**WHAT IS REQUIRED**:
Reproduce the data exactly and drop any pictures it holds.

**DATA SECTION**:
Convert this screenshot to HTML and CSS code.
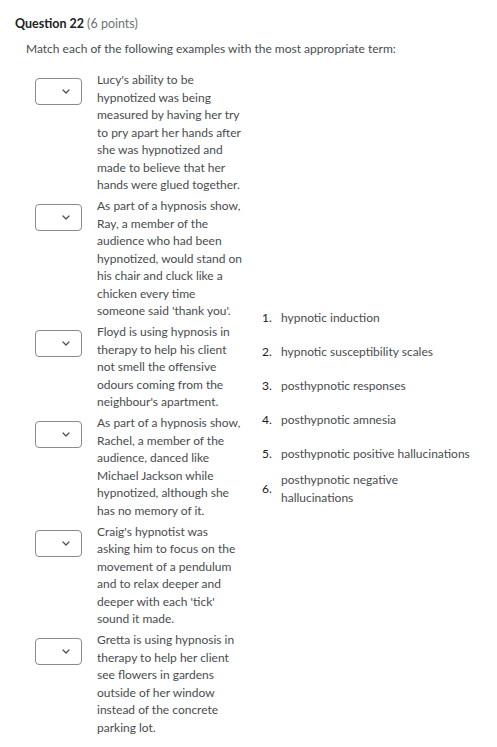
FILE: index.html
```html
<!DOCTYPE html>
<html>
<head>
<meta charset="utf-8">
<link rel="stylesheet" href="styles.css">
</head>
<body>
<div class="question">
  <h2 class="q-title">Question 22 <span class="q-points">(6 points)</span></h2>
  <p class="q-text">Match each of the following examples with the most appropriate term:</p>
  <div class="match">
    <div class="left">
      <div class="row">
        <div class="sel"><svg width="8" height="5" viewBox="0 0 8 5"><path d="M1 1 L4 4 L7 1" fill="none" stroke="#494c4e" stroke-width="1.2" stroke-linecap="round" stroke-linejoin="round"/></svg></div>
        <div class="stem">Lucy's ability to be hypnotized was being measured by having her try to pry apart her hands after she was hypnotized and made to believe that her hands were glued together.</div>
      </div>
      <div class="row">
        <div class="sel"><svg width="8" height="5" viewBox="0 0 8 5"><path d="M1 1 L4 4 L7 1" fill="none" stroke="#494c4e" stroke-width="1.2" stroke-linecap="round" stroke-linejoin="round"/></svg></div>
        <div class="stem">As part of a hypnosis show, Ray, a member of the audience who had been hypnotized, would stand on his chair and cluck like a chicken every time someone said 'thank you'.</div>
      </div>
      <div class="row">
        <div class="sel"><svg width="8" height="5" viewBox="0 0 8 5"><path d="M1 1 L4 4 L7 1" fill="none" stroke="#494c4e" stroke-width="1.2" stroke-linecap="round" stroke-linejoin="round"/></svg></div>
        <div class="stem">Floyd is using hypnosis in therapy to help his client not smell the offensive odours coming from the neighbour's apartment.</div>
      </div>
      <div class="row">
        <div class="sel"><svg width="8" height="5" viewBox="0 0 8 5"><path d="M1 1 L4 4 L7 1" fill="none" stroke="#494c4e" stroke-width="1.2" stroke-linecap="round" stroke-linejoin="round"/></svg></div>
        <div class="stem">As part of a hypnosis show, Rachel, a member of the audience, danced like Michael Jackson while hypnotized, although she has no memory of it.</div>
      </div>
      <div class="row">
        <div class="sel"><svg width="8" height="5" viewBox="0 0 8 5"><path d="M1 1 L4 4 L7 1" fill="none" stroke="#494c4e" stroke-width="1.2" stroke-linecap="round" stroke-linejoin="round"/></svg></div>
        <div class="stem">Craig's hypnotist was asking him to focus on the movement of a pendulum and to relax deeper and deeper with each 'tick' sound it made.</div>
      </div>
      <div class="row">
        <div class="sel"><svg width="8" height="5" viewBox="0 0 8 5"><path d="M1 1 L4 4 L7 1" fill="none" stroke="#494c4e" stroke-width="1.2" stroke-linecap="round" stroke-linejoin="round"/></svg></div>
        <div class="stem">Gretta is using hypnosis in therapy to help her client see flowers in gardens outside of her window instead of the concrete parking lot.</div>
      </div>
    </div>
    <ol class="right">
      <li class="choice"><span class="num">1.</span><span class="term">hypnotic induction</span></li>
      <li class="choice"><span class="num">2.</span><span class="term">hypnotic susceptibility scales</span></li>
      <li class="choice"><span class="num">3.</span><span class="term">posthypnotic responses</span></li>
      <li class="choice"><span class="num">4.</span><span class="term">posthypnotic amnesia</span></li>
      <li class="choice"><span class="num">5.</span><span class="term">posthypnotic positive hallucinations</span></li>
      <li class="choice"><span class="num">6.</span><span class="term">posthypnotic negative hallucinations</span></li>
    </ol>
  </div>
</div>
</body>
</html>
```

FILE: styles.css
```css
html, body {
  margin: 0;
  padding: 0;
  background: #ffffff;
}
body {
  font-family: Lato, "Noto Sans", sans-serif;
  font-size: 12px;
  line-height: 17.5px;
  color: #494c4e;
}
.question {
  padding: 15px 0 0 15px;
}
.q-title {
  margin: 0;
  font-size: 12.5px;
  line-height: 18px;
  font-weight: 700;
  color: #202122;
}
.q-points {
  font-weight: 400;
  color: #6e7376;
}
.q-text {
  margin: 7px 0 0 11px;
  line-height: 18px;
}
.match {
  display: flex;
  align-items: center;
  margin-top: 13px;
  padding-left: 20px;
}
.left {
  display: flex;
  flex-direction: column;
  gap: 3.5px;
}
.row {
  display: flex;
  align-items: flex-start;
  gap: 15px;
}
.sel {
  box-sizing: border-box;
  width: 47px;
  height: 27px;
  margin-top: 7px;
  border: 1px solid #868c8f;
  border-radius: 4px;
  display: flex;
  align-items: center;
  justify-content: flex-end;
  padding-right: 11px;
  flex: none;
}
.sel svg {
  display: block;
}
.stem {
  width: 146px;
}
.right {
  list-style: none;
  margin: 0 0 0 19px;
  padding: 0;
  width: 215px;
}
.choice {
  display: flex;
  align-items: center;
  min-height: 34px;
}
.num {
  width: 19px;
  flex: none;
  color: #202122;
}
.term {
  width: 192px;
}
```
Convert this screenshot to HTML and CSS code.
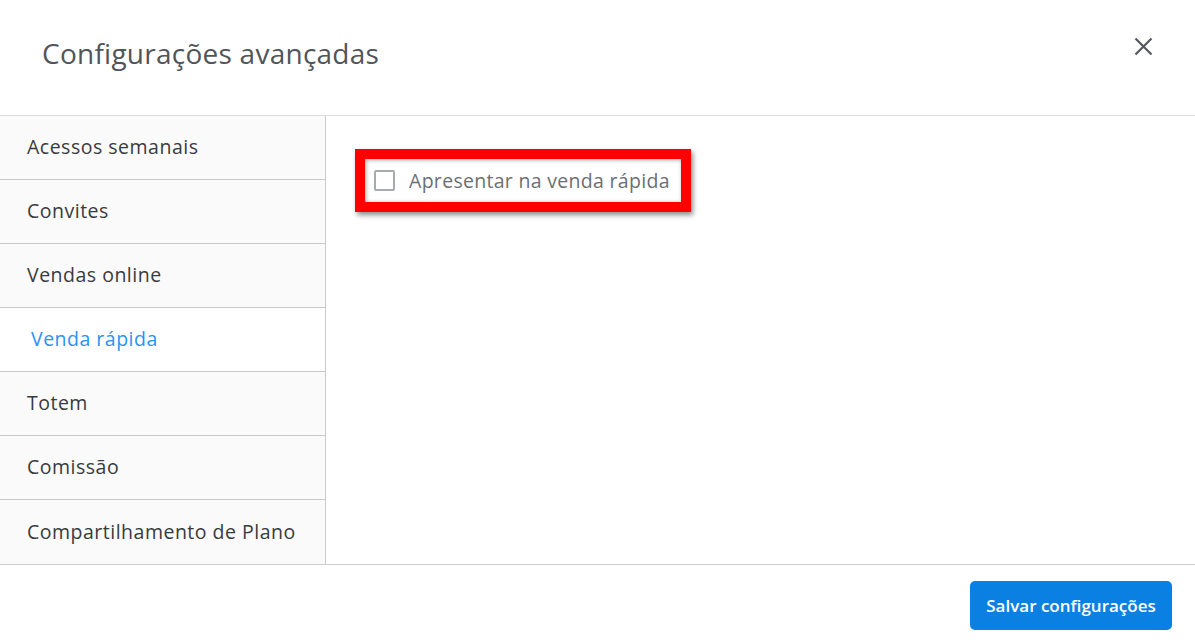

**COMPLETE ANSWER**:
Convert this screenshot to HTML and CSS code.
FILE: index.html
```html
<!DOCTYPE html>
<html>
<head>
<meta charset="utf-8">
<link rel="stylesheet" href="styles.css">
</head>
<body>
<div class="question">
  <h2 class="q-title">Question 22 <span class="q-points">(6 points)</span></h2>
  <p class="q-text">Match each of the following examples with the most appropriate term:</p>
  <div class="match">
    <div class="left">
      <div class="row">
        <div class="sel"><svg width="8" height="5" viewBox="0 0 8 5"><path d="M1 1 L4 4 L7 1" fill="none" stroke="#494c4e" stroke-width="1.2" stroke-linecap="round" stroke-linejoin="round"/></svg></div>
        <div class="stem">Lucy's ability to be hypnotized was being measured by having her try to pry apart her hands after she was hypnotized and made to believe that her hands were glued together.</div>
      </div>
      <div class="row">
        <div class="sel"><svg width="8" height="5" viewBox="0 0 8 5"><path d="M1 1 L4 4 L7 1" fill="none" stroke="#494c4e" stroke-width="1.2" stroke-linecap="round" stroke-linejoin="round"/></svg></div>
        <div class="stem">As part of a hypnosis show, Ray, a member of the audience who had been hypnotized, would stand on his chair and cluck like a chicken every time someone said 'thank you'.</div>
      </div>
      <div class="row">
        <div class="sel"><svg width="8" height="5" viewBox="0 0 8 5"><path d="M1 1 L4 4 L7 1" fill="none" stroke="#494c4e" stroke-width="1.2" stroke-linecap="round" stroke-linejoin="round"/></svg></div>
        <div class="stem">Floyd is using hypnosis in therapy to help his client not smell the offensive odours coming from the neighbour's apartment.</div>
      </div>
      <div class="row">
        <div class="sel"><svg width="8" height="5" viewBox="0 0 8 5"><path d="M1 1 L4 4 L7 1" fill="none" stroke="#494c4e" stroke-width="1.2" stroke-linecap="round" stroke-linejoin="round"/></svg></div>
        <div class="stem">As part of a hypnosis show, Rachel, a member of the audience, danced like Michael Jackson while hypnotized, although she has no memory of it.</div>
      </div>
      <div class="row">
        <div class="sel"><svg width="8" height="5" viewBox="0 0 8 5"><path d="M1 1 L4 4 L7 1" fill="none" stroke="#494c4e" stroke-width="1.2" stroke-linecap="round" stroke-linejoin="round"/></svg></div>
        <div class="stem">Craig's hypnotist was asking him to focus on the movement of a pendulum and to relax deeper and deeper with each 'tick' sound it made.</div>
      </div>
      <div class="row">
        <div class="sel"><svg width="8" height="5" viewBox="0 0 8 5"><path d="M1 1 L4 4 L7 1" fill="none" stroke="#494c4e" stroke-width="1.2" stroke-linecap="round" stroke-linejoin="round"/></svg></div>
        <div class="stem">Gretta is using hypnosis in therapy to help her client see flowers in gardens outside of her window instead of the concrete parking lot.</div>
      </div>
    </div>
    <ol class="right">
      <li class="choice"><span class="num">1.</span><span class="term">hypnotic induction</span></li>
      <li class="choice"><span class="num">2.</span><span class="term">hypnotic susceptibility scales</span></li>
      <li class="choice"><span class="num">3.</span><span class="term">posthypnotic responses</span></li>
      <li class="choice"><span class="num">4.</span><span class="term">posthypnotic amnesia</span></li>
      <li class="choice"><span class="num">5.</span><span class="term">posthypnotic positive hallucinations</span></li>
      <li class="choice"><span class="num">6.</span><span class="term">posthypnotic negative hallucinations</span></li>
    </ol>
  </div>
</div>
</body>
</html>
```

FILE: styles.css
```css
html, body {
  margin: 0;
  padding: 0;
  background: #ffffff;
}
body {
  font-family: Lato, "Noto Sans", sans-serif;
  font-size: 12px;
  line-height: 17.5px;
  color: #494c4e;
}
.question {
  padding: 15px 0 0 15px;
}
.q-title {
  margin: 0;
  font-size: 12.5px;
  line-height: 18px;
  font-weight: 700;
  color: #202122;
}
.q-points {
  font-weight: 400;
  color: #6e7376;
}
.q-text {
  margin: 7px 0 0 11px;
  line-height: 18px;
}
.match {
  display: flex;
  align-items: center;
  margin-top: 13px;
  padding-left: 20px;
}
.left {
  display: flex;
  flex-direction: column;
  gap: 3.5px;
}
.row {
  display: flex;
  align-items: flex-start;
  gap: 15px;
}
.sel {
  box-sizing: border-box;
  width: 47px;
  height: 27px;
  margin-top: 7px;
  border: 1px solid #868c8f;
  border-radius: 4px;
  display: flex;
  align-items: center;
  justify-content: flex-end;
  padding-right: 11px;
  flex: none;
}
.sel svg {
  display: block;
}
.stem {
  width: 146px;
}
.right {
  list-style: none;
  margin: 0 0 0 19px;
  padding: 0;
  width: 215px;
}
.choice {
  display: flex;
  align-items: center;
  min-height: 34px;
}
.num {
  width: 19px;
  flex: none;
  color: #202122;
}
.term {
  width: 192px;
}
```
Convert this screenshot to HTML and CSS code.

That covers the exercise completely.